The numerous visiting cruise ships currently dock at Ocean Terminal to the south west of Kowloon, but a new terminal opens next year on the site of the old Kai Tak airport. The many piers on Hong Kong Island mainly provide local services to surrounding islands. Container shipping, however, has moved further north, away from the busy central Victoria Harbour to Tsing Yi Island and Stonecutters Island.

Stonecutters Island has now merged with the mainland, thanks to a reclamation project in the 1990s, covering in the process the last remains of the SS Queen Elizabeth, a cruise liner lost in 1972 whose listing, damaged frame can be seen in the James Bond movie The Man with the Golden Gun.

Despite the loss of much shipping trade to mainland ports, Hong Kong has retained the status of the world's ninth largest port. Looking across the water at the Star Ferry, light freight boats and cruise liners, it is clear that the harbour remains a bustling working environment.  

Reclamation

Hong Kong is one of the main sites of coastal reclamation in the world. The harbour has seen land clawed back since the turn of the last century, and large areas of what is now Wan Chai, Central, Causeway Bayand Kowloon are standing on land that previously never existed. Further projects produced the old Kai Tak airport (now undergoing further reclamation), the areas to the west of Kowloon and the huge Chek Lap Kok International Airport north of Lantau Island.

The Wan Chai area has again seen major works undertaken over the past five years, which has allowed the construction of a bypass for the island's overburdened roads. It is sometimes difficult to keep up with where the coastlines now lie.

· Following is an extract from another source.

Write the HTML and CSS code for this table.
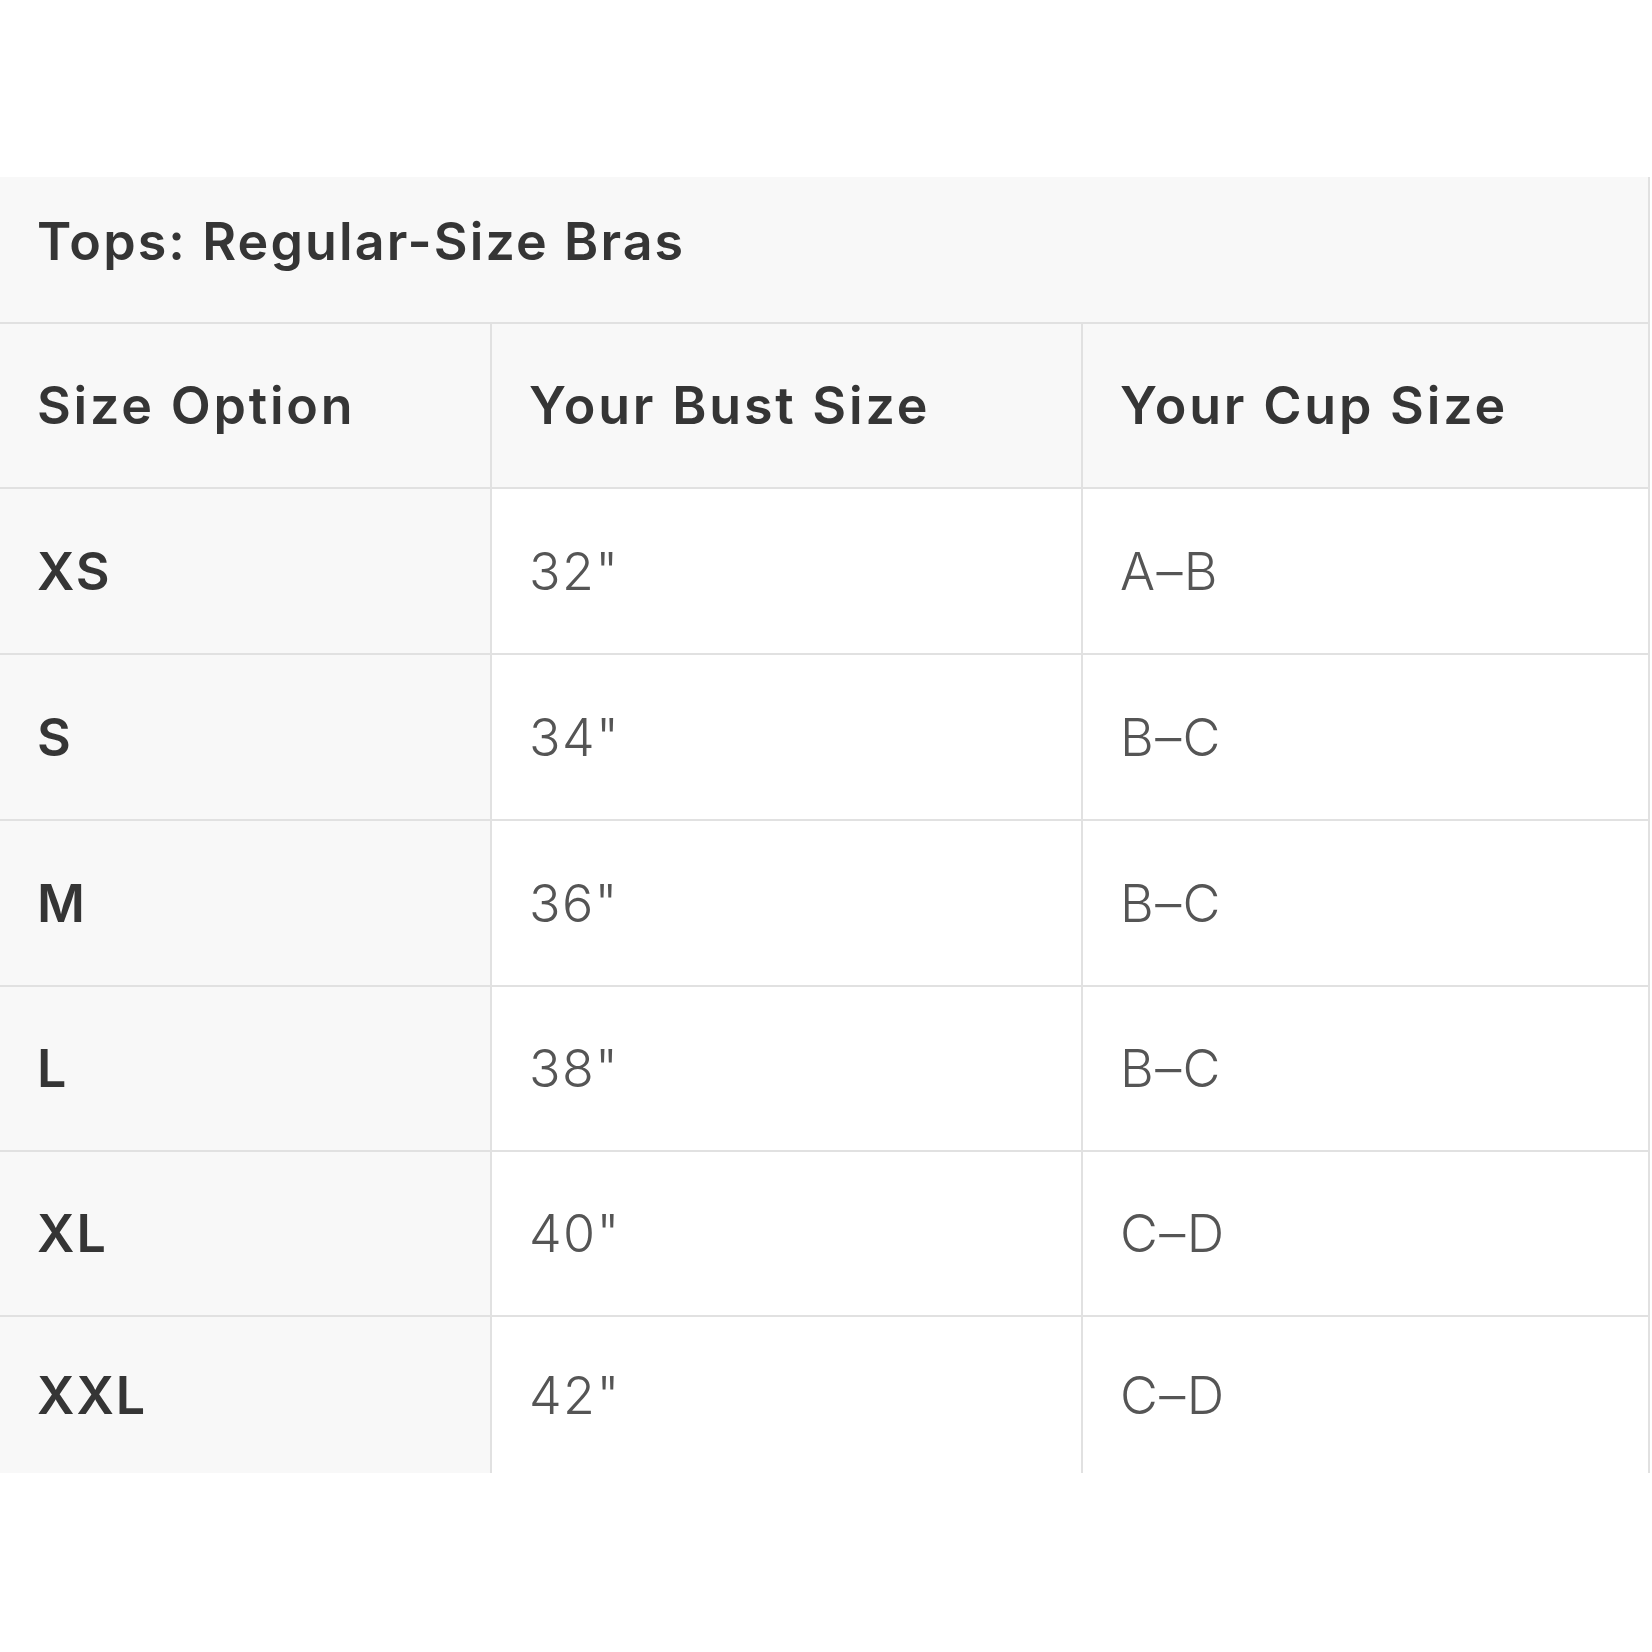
FILE: index.html
```html
<!DOCTYPE html>
<html lang="en">
<head>
<meta charset="utf-8">
<title>Tops: Regular-Size Bras</title>
<link rel="stylesheet" href="styles.css">
</head>
<body>
<div class="page">
  <div class="chart" role="table">
    <div class="cell title" role="rowheader">Tops: Regular-Size Bras</div>

    <div class="cell head" role="columnheader">Size Option</div>
    <div class="cell head" role="columnheader">Your Bust Size</div>
    <div class="cell head" role="columnheader">Your Cup Size</div>

    <div class="cell size">XS</div>
    <div class="cell val">32"</div>
    <div class="cell val">A–B</div>

    <div class="cell size">S</div>
    <div class="cell val">34"</div>
    <div class="cell val">B–C</div>

    <div class="cell size">M</div>
    <div class="cell val">36"</div>
    <div class="cell val">B–C</div>

    <div class="cell size">L</div>
    <div class="cell val">38"</div>
    <div class="cell val">B–C</div>

    <div class="cell size">XL</div>
    <div class="cell val">40"</div>
    <div class="cell val">C–D</div>

    <div class="cell size end">XXL</div>
    <div class="cell val end">42"</div>
    <div class="cell val end">C–D</div>
  </div>
</div>
</body>
</html>
```

FILE: styles.css
```css
html, body {
  margin: 0;
  padding: 0;
  background: #ffffff;
}

.page {
  padding-top: 177px;
}

.chart {
  display: grid;
  width: 1650px;
  grid-template-columns: 492px 591px 567px;
  grid-template-rows: 147px 165px 166px 166px 166px 165px 165px 156px;
  font-family: "Inter", "Liberation Sans", sans-serif;
  font-size: 52px;
  letter-spacing: 2.4px;
}

.cell {
  box-sizing: border-box;
  display: flex;
  align-items: center;
  padding-left: 37px;
  border-right: 2px solid #e1e1e1;
  border-bottom: 2px solid #e1e1e1;
  white-space: nowrap;
}

.title {
  grid-column: 1 / -1;
  background: #f8f8f8;
  padding-bottom: 17px;
  font-weight: 600;
  color: #353535;
  letter-spacing: 2.1px;
}

.head {
  background: #f8f8f8;
  font-weight: 600;
  color: #353535;
  letter-spacing: 2.8px;
}

.size {
  background: #f8f8f8;
  font-weight: 600;
  color: #353535;
  letter-spacing: 2px;
}

.val {
  background: #ffffff;
  font-weight: 300;
  color: #555555;
  letter-spacing: 1.4px;
}

.end {
  border-bottom: none;
}
```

It is said that 6% of Hong Kong has been reclaimed from the waters, but it hasn’t stopped there. Currently there are plans to create 1,500ha of new land thanks to the creation of 25 new islands and further coastline expansion. These islands are spread across the New Territories but the gradual filling-in of Victoria Harbour continues, irking residents and environmentalists.

Although renowned as an area of high pollution, the improvement of water quality has seen sightings of turtles and porpoises in the planned development areas. This is further proof to those opposing the works that the plans are folly. Groups such as Friends of the Harbour are battling against the government with public awareness campaigns and legal actions designed to halt the loss of the harbour and its ecology. The results of a recent appeal against land expansion plans are due in early December.